-- start Entries provided --

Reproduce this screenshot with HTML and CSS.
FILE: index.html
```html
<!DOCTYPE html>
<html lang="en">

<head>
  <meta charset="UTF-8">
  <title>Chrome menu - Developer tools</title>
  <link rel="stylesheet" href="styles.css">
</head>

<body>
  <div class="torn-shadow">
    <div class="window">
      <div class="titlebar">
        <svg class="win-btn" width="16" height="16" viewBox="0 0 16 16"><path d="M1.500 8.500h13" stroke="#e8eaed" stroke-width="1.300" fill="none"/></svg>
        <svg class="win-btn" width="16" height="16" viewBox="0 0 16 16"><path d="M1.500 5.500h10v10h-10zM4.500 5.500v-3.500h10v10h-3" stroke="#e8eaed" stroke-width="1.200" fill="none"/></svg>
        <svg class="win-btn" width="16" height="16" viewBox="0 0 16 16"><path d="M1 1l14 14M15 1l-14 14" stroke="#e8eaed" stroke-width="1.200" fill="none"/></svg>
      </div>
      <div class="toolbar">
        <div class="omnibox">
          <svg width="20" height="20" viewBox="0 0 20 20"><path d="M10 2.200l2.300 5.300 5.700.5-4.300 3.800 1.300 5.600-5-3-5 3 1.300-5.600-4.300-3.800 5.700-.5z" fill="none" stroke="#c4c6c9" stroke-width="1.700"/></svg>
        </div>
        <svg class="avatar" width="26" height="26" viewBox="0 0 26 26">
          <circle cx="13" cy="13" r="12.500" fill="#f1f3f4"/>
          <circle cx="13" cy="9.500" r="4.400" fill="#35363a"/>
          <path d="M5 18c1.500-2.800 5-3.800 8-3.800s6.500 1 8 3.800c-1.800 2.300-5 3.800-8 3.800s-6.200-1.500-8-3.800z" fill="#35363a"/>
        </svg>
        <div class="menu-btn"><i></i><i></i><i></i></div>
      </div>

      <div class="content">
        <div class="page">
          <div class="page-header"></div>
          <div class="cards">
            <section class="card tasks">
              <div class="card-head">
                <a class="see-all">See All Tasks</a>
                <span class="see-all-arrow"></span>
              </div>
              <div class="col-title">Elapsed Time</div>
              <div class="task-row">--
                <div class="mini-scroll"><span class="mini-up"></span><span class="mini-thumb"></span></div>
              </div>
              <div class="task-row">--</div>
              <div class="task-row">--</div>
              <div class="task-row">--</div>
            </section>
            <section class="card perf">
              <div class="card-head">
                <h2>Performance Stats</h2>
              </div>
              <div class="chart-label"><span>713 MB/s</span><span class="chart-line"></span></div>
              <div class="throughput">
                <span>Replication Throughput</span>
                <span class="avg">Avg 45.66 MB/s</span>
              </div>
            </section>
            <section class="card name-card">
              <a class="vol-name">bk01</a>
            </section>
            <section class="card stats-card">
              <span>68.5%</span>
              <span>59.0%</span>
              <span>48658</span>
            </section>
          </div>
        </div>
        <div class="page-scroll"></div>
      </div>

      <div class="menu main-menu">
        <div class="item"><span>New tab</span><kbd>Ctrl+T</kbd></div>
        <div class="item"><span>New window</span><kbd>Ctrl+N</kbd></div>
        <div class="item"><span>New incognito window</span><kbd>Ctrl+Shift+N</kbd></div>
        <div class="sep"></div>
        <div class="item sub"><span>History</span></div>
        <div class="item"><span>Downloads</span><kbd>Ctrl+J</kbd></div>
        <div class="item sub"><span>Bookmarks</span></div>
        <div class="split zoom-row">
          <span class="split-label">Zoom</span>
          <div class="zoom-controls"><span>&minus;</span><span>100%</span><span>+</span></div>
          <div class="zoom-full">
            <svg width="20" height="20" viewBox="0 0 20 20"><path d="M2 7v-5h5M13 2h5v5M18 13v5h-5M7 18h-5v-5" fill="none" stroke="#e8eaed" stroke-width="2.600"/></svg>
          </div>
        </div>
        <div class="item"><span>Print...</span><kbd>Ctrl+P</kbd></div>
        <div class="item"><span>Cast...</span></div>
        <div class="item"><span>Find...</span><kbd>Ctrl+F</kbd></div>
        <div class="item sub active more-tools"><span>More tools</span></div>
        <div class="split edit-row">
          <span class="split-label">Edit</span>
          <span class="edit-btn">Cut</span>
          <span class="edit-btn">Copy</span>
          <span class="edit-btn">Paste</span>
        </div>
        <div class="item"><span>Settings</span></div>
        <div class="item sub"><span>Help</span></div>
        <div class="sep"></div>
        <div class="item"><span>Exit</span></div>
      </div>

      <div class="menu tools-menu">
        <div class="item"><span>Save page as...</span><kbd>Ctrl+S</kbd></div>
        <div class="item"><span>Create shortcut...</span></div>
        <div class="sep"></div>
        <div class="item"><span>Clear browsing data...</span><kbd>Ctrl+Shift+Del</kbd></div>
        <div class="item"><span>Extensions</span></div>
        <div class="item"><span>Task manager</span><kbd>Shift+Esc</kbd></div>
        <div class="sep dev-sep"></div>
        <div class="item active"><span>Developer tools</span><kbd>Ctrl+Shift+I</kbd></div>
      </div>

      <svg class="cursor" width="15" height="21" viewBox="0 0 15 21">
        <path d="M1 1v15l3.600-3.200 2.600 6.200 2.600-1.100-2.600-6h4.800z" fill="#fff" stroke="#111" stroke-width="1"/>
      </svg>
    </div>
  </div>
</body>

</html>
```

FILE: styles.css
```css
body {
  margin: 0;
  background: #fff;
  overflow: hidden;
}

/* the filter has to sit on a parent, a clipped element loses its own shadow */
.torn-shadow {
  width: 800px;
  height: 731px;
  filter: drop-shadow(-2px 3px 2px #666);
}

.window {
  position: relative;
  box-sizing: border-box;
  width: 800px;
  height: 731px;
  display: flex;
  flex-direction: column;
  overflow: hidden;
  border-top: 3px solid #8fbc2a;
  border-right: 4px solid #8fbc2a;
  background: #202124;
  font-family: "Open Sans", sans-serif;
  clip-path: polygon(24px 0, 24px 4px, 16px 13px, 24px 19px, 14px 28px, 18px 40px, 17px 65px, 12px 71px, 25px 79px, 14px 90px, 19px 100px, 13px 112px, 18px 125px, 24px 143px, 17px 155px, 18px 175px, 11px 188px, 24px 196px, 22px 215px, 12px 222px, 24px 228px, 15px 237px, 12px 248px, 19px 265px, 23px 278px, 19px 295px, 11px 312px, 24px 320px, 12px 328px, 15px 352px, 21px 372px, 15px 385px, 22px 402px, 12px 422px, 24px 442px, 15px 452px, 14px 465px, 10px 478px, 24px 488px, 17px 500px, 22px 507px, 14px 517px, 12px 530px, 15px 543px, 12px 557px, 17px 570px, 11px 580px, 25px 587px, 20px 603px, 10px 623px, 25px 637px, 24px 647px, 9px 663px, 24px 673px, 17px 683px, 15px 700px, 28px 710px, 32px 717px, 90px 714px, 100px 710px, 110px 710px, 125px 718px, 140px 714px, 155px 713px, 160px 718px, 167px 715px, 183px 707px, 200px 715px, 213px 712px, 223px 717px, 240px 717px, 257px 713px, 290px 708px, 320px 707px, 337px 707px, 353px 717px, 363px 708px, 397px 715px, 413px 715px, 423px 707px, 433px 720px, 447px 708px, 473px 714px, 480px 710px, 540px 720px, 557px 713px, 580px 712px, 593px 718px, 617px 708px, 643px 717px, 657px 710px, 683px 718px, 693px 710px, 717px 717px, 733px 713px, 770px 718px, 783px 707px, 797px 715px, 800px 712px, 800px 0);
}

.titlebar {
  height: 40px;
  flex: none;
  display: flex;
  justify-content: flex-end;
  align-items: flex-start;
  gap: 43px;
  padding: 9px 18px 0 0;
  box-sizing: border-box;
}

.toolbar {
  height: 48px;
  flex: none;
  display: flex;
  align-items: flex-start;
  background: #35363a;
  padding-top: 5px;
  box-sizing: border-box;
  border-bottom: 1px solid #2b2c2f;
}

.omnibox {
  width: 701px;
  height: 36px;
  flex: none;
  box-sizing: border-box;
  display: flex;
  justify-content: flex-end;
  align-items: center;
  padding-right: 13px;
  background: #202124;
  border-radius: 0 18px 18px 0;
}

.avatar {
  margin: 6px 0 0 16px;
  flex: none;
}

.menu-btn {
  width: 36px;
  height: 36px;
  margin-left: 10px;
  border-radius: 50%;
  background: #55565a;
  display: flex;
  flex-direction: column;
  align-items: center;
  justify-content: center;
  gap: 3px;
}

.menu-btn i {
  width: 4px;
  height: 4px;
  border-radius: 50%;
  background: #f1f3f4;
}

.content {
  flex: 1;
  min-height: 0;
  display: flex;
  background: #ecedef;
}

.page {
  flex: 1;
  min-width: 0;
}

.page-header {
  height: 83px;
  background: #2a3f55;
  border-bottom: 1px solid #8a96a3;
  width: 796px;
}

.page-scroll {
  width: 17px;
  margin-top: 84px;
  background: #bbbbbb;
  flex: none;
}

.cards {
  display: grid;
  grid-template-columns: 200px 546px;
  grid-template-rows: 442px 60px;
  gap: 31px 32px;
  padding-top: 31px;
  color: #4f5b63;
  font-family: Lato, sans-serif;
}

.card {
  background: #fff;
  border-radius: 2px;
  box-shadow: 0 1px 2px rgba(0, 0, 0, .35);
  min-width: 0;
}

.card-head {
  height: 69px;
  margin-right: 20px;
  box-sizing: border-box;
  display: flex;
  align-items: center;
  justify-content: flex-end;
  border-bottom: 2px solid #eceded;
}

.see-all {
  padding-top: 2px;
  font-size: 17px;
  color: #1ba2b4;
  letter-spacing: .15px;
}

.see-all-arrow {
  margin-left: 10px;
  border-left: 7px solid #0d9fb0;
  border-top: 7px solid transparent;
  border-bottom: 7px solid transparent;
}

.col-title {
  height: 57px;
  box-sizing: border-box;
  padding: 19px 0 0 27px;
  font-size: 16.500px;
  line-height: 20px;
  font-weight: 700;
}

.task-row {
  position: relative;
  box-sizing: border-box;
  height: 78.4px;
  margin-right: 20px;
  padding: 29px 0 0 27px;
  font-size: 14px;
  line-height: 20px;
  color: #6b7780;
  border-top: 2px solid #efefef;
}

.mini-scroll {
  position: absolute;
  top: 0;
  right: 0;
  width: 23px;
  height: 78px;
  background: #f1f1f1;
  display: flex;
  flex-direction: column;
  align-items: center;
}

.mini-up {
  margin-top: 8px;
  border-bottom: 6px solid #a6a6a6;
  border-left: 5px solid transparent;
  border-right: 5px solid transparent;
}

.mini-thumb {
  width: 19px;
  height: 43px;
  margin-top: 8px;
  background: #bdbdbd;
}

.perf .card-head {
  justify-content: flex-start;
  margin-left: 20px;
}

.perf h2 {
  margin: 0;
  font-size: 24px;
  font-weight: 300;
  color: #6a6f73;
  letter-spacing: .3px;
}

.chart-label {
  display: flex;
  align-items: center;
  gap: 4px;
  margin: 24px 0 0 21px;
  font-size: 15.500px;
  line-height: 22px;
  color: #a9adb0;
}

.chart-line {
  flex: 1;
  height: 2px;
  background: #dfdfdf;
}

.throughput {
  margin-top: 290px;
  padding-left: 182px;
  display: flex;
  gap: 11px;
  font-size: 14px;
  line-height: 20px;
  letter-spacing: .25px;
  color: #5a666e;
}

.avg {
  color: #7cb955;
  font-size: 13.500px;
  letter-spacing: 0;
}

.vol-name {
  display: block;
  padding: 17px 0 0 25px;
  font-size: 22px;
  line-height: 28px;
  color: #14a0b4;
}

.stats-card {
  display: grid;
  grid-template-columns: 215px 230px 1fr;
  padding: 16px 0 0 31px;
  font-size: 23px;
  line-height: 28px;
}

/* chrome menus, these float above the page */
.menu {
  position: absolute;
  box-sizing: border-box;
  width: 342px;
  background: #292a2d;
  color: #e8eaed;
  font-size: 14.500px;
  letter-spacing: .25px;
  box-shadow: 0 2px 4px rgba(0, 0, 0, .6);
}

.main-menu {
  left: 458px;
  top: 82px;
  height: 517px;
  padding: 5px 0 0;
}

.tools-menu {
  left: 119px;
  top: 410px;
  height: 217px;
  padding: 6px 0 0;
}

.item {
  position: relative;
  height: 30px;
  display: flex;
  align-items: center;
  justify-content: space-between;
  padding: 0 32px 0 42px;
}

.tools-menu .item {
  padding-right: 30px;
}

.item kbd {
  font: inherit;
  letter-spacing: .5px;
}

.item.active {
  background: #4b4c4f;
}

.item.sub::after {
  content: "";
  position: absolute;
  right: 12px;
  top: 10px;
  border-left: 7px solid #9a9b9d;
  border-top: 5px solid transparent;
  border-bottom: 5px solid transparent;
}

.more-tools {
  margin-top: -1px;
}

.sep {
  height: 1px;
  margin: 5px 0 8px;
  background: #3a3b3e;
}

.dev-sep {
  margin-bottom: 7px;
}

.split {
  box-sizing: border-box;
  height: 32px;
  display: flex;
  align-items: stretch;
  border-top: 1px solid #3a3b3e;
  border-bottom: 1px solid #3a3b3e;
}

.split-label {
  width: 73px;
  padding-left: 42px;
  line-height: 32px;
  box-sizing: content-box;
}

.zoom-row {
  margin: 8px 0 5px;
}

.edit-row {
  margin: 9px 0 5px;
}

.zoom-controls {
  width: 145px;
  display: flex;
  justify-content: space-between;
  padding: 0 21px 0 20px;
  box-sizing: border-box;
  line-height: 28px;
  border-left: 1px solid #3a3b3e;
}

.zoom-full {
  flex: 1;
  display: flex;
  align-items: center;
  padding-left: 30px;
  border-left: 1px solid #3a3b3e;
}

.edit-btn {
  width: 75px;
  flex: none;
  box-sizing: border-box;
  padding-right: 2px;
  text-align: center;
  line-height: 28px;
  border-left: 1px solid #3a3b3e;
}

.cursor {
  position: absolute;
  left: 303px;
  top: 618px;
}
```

-- end Entries provided --
-- start Entries provided --

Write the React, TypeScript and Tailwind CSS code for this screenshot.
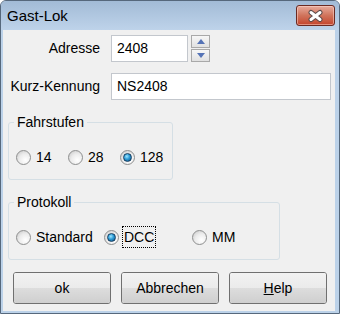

-- end Entries provided --

Tally the lines holding the string "screenshot" and give only the count.

**Expected output**. 2